Kolejnym błędem, który wylicza radny Piotrkowa to wykonanie piaskowania cegły na elewacji. Wg niego ten zabieg w ogóle nie powinien mieć miejsca. - Piaskuje się tylko kamień, bo konserwatorzy doszli do wniosku, że konserwacja cegły to tak naprawdę jej niszczenie – twierdzi Gajda. - Takie prace powinny robić wyspecjalizowane pracownie, a nie jakieś przypadkowe przedsiębiorstwa budowlane. Już dziś cegły się sypią, a co będzie później, nie wiemy. Krzyczałem, że nie tędy droga, konserwator w ogóle na to nie reagował. W efekcie dopuścił do uszkodzenia elewacji pałacu. Będziemy starać się wyciągnąć konsekwencje.

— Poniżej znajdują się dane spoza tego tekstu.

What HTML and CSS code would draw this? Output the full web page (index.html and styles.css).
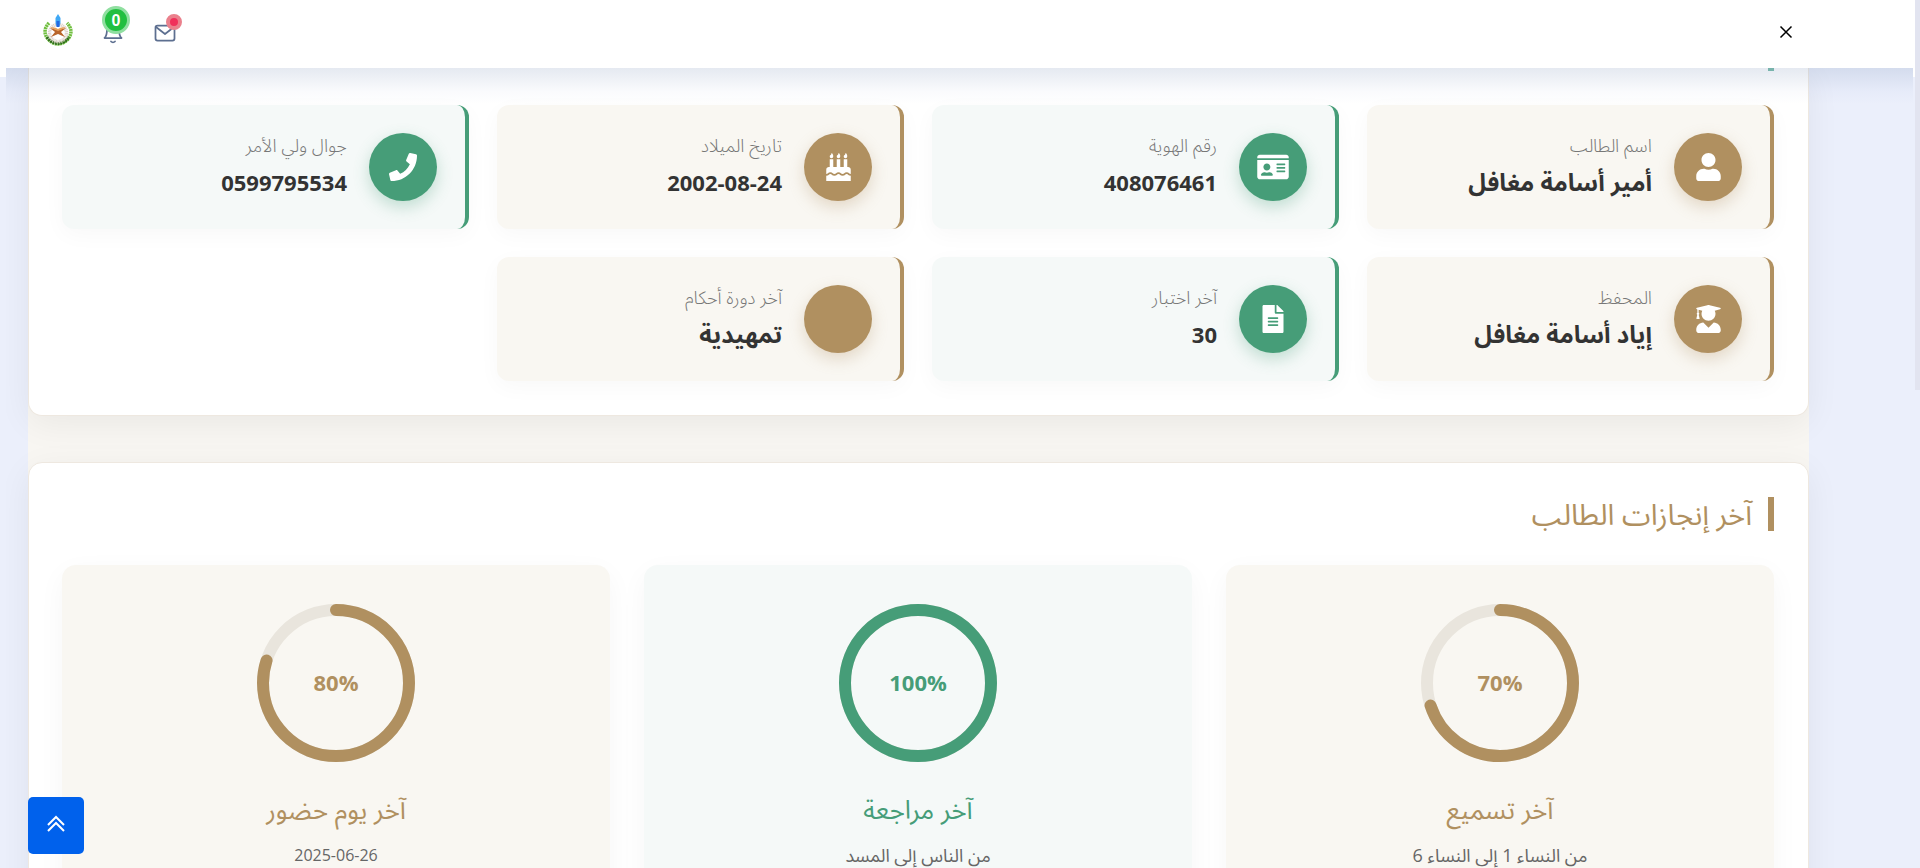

Gajda zamierza powiadomić nie tylko ministerstwo, ale również prokuraturę o niedopełnieniu obowiązków służbowych.
Pozostaje jeszcze otoczenie Zamku. W tej kwestii, o dziwo, zarówno miejski radny, jaki konserwator są zgodni, co do tego, że otoczenie obiektu pozostawia wiele do życzenia i w zasadzie powinno zostać wyburzone. - W okresie królewskim nasz pałac miał konkretny wygląd, był budowlą potężną, stał na kamiennym kopcu, otoczony był fosą. Wyróżniał się w stosunku do innych budynków w mieście. Wieża farna i pałac królewski to były dwie dominanty miasta w XVI wieku. Dziś sami widzimy, jak wygląda pałac. Jest wtopiony w fatalną zabudowę. Uważam, że powinien być położony nacisk na oczyszczenie terenu z tej zabudowy, która go otacza – twierdzi Piotr Gajda.
Także Zygmunt Błaszczyk zauważył, że otoczenie Zamku wymaga aranżacji, bo dziś jest przypadkowe i chaotyczne. Konserwator twierdzi, że budynki otaczające zabytek nie tylko nie są w najlepszym stanie, ale też pod względem estetycznym reprezentują dość niski standard. - Jeśli chodzi o ich wyburzenie, to są dyskusje na ten temat. Z jednej strony głosi się poglądy, że należałoby ten Zamek odsłonić wokół, aby był on wyeksponowany. Jest też druga opcja, zgodnie z którą, to, co pojawiło się wokół Zamku jest procesem historycznym, którego odwracać się nie powinno – dodaje konserwator.
A to oznaczałoby, że może i coś wyburzą, ale pewnie nie wszystko. A póki co dyskusje toczą się (i pewnie długo jeszcze toczyć się będą), czy Zamek odzyskał dawny blask, czy jego remont to rzeczywiście fuszerka.